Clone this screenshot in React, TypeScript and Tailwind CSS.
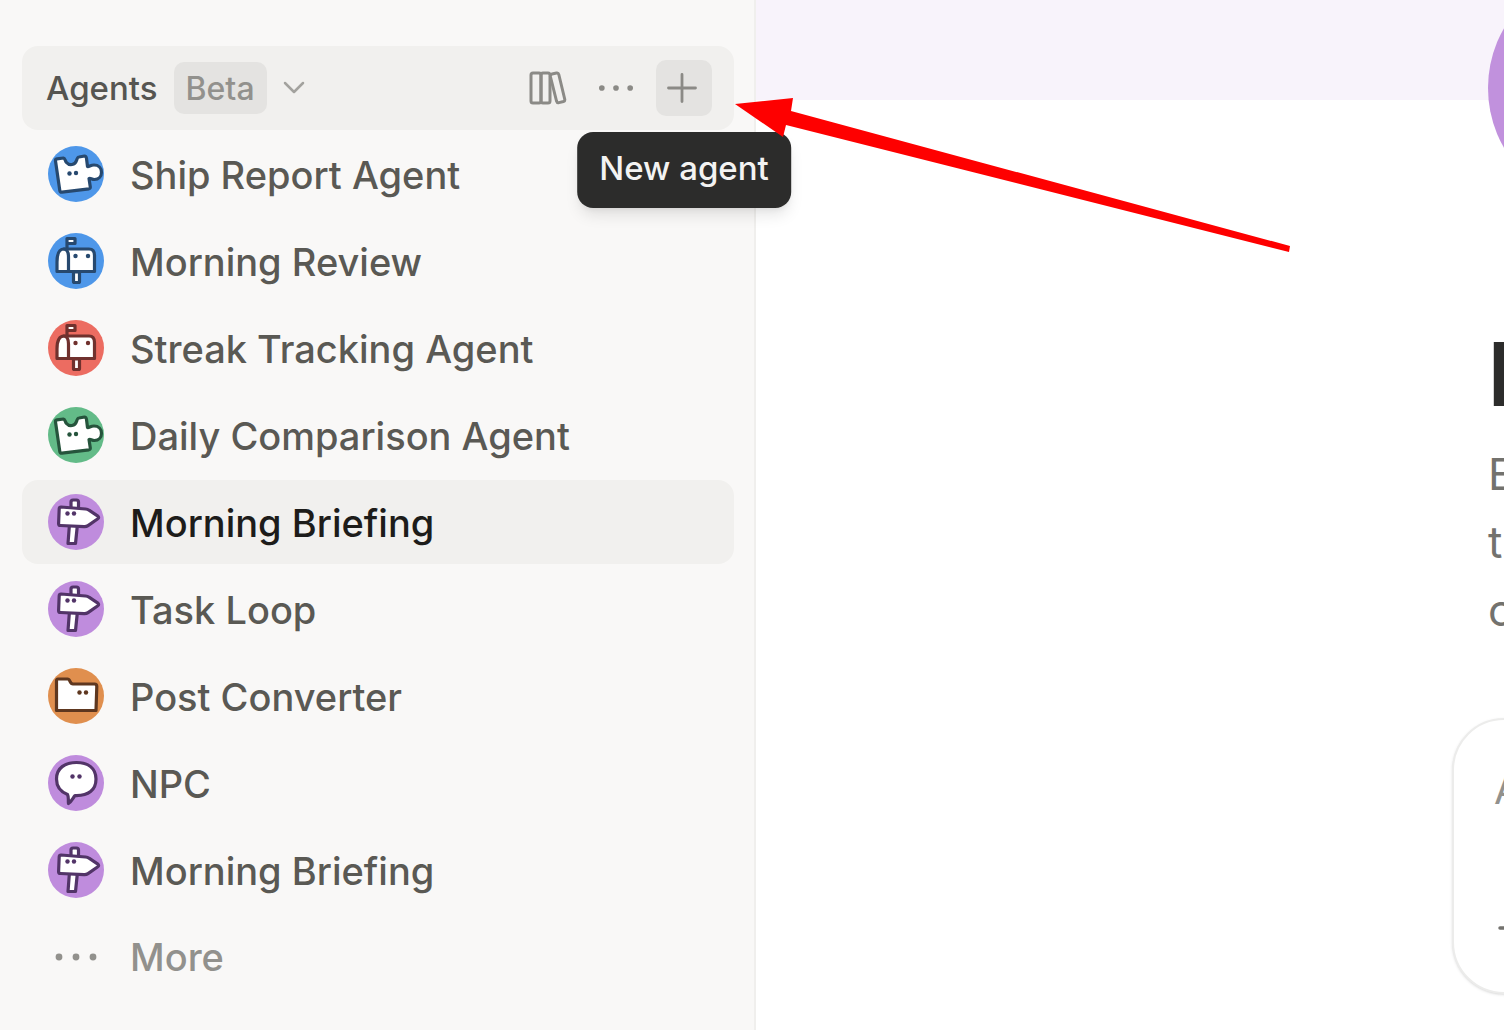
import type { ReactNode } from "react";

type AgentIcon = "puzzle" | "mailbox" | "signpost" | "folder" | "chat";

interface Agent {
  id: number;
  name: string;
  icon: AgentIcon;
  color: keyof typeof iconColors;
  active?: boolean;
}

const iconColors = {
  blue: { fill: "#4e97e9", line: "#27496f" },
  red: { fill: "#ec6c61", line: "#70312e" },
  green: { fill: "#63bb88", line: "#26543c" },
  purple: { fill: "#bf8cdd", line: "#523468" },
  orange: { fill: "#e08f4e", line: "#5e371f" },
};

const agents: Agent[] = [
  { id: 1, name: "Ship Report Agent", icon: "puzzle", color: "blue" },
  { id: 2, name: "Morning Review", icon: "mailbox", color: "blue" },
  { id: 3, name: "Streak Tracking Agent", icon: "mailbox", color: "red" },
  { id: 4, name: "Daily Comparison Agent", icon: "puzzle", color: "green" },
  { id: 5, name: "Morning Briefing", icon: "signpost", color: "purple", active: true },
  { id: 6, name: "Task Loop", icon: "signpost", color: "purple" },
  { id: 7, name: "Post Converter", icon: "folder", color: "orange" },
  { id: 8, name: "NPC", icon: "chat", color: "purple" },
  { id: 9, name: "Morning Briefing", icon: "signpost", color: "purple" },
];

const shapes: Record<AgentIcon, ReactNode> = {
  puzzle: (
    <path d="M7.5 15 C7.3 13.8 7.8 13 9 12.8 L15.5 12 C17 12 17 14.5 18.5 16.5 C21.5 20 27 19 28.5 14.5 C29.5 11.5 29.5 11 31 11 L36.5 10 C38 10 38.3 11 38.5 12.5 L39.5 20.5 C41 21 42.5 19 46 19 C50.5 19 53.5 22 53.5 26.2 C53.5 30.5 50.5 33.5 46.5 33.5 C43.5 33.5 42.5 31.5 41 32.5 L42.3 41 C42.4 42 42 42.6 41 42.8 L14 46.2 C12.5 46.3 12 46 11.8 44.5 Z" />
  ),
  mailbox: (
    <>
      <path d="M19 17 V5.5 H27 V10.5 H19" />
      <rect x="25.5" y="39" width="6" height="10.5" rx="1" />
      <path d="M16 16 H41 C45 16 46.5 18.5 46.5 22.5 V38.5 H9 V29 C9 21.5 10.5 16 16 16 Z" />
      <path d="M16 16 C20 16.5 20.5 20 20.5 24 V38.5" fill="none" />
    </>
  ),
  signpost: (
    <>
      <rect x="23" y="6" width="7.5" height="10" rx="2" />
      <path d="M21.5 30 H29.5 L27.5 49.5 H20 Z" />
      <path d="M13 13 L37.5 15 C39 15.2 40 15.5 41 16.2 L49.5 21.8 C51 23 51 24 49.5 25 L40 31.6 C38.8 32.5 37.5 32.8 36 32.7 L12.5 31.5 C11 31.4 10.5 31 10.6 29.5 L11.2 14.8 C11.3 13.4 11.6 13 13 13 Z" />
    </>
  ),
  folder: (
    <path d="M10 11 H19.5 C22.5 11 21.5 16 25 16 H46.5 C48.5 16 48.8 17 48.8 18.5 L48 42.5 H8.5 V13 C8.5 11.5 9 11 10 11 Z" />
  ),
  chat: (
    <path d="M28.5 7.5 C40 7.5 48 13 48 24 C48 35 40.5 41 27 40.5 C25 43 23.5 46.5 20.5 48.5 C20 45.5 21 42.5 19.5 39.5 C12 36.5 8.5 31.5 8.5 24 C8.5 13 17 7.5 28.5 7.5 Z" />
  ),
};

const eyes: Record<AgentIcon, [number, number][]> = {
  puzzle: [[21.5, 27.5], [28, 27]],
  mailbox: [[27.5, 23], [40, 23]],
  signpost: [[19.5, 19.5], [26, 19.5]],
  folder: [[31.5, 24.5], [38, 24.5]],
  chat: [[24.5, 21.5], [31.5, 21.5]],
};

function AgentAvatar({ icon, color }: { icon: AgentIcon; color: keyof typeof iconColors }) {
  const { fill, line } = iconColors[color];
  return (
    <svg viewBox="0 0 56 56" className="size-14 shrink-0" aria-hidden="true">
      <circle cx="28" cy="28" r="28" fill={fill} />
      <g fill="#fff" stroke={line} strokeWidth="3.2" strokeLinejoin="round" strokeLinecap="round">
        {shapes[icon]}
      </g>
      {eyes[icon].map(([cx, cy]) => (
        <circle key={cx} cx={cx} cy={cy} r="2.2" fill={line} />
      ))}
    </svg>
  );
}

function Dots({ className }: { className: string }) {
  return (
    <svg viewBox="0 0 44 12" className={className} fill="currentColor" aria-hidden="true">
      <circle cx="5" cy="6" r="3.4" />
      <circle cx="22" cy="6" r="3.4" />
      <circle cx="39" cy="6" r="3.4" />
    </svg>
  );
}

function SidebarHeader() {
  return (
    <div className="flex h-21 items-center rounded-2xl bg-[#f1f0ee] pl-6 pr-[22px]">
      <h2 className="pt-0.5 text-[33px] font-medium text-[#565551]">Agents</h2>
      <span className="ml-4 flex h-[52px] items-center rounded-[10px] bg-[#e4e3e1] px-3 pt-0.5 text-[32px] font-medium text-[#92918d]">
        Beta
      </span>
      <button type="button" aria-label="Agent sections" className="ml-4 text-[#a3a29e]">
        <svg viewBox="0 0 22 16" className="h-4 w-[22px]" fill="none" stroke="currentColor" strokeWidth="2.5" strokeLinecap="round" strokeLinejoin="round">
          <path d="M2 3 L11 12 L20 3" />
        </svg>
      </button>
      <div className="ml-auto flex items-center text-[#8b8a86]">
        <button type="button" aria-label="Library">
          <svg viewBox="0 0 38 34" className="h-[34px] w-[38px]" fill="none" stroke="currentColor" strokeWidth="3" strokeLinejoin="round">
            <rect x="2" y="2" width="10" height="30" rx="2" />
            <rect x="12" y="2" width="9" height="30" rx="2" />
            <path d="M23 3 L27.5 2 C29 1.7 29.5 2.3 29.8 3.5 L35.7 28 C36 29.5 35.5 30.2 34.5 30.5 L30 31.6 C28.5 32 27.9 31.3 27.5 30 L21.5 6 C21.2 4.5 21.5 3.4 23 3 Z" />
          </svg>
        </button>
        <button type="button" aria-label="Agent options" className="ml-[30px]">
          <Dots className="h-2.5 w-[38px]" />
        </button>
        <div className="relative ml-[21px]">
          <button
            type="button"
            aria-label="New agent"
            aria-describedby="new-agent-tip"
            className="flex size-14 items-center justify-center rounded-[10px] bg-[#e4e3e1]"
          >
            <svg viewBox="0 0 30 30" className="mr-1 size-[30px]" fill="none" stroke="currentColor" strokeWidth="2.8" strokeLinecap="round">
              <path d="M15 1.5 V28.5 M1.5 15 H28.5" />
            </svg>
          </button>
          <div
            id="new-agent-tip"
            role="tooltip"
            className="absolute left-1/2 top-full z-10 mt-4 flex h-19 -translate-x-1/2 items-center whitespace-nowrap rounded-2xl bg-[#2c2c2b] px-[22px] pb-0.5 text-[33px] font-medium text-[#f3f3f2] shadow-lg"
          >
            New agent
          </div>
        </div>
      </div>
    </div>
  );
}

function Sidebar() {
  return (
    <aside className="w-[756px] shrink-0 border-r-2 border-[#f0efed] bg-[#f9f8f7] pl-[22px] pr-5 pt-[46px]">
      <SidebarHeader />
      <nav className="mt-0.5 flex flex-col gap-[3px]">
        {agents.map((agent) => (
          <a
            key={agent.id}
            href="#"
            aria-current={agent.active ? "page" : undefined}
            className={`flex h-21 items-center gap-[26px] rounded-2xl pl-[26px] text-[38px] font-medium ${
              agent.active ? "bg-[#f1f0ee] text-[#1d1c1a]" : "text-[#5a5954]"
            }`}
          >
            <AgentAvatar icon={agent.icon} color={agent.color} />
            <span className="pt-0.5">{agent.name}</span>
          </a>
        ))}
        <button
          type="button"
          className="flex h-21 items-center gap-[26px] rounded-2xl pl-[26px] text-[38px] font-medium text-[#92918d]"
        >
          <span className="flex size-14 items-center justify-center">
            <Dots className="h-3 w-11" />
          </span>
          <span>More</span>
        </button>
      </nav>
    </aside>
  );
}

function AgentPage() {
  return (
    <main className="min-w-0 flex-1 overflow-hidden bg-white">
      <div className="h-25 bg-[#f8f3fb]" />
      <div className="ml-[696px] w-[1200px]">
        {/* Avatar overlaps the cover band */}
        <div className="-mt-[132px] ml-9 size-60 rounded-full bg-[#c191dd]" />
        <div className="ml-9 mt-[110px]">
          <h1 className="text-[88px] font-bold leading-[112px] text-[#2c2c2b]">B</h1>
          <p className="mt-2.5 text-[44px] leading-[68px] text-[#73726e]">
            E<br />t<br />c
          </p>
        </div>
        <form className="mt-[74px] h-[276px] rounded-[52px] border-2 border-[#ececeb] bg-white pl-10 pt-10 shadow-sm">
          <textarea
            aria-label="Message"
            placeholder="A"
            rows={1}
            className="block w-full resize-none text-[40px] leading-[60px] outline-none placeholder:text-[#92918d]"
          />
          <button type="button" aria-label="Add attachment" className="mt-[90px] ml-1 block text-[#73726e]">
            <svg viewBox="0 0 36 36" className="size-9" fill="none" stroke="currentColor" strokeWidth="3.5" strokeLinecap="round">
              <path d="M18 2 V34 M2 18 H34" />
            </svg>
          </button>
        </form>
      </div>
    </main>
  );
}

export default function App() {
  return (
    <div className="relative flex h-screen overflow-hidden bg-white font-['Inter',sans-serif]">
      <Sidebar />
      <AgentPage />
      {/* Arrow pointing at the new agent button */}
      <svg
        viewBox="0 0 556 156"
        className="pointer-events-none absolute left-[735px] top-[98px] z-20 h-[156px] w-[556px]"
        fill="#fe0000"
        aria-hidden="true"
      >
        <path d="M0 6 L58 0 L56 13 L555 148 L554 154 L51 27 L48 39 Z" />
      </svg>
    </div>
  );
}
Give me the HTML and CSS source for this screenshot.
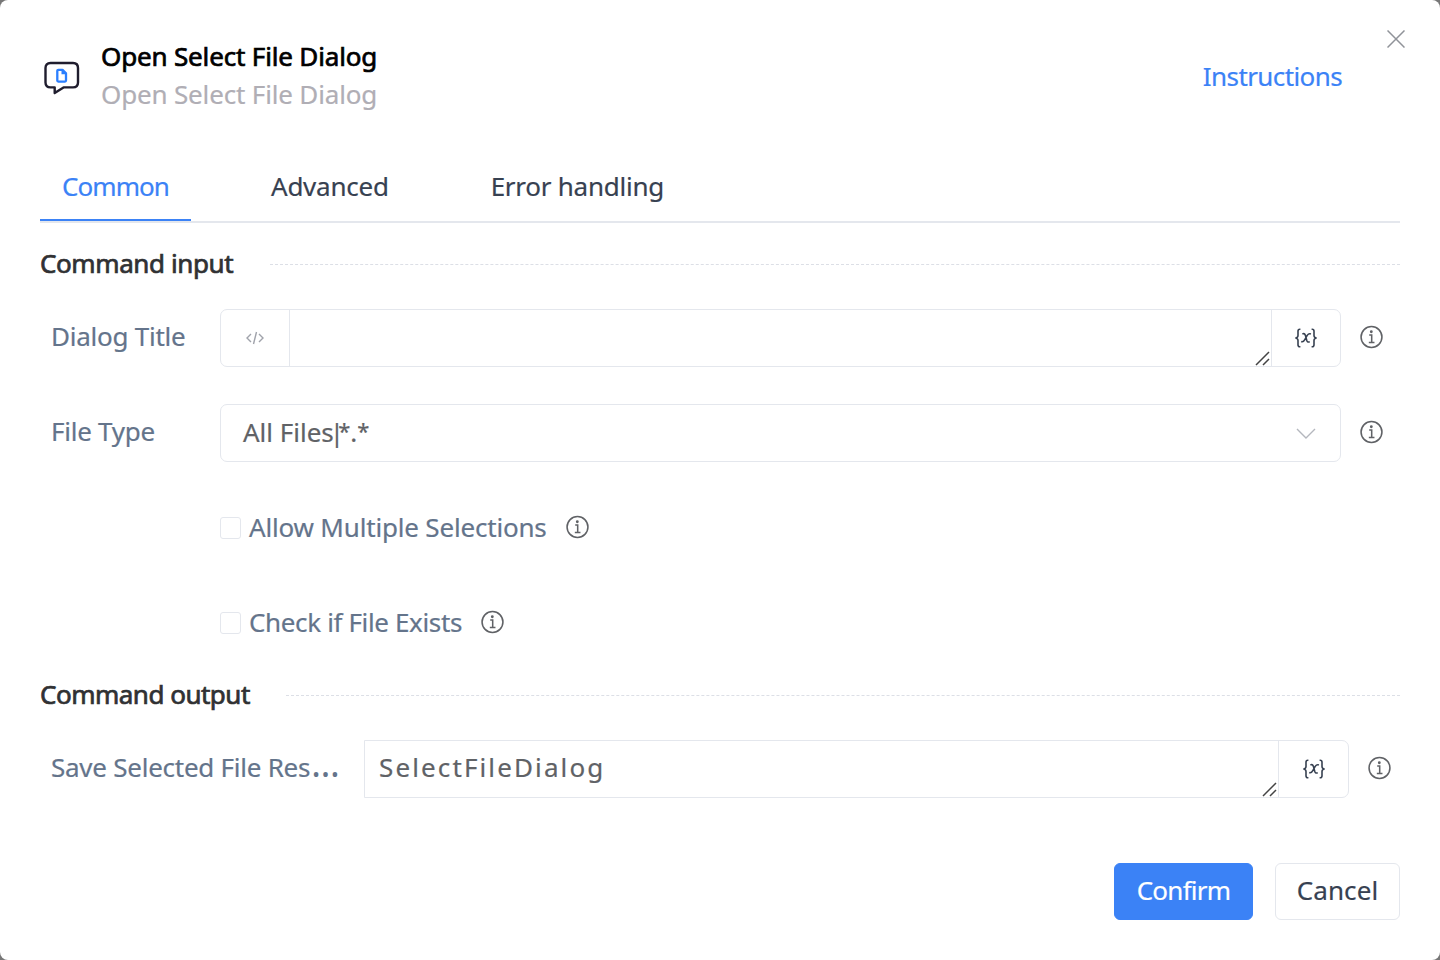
++++++
Work to be completed -
Which lines hold the word "this"? Copy each of them from the records.

Task output -
Clone this screenshot in React, TypeScript and Tailwind CSS.
Give me the HTML and CSS source for this screenshot.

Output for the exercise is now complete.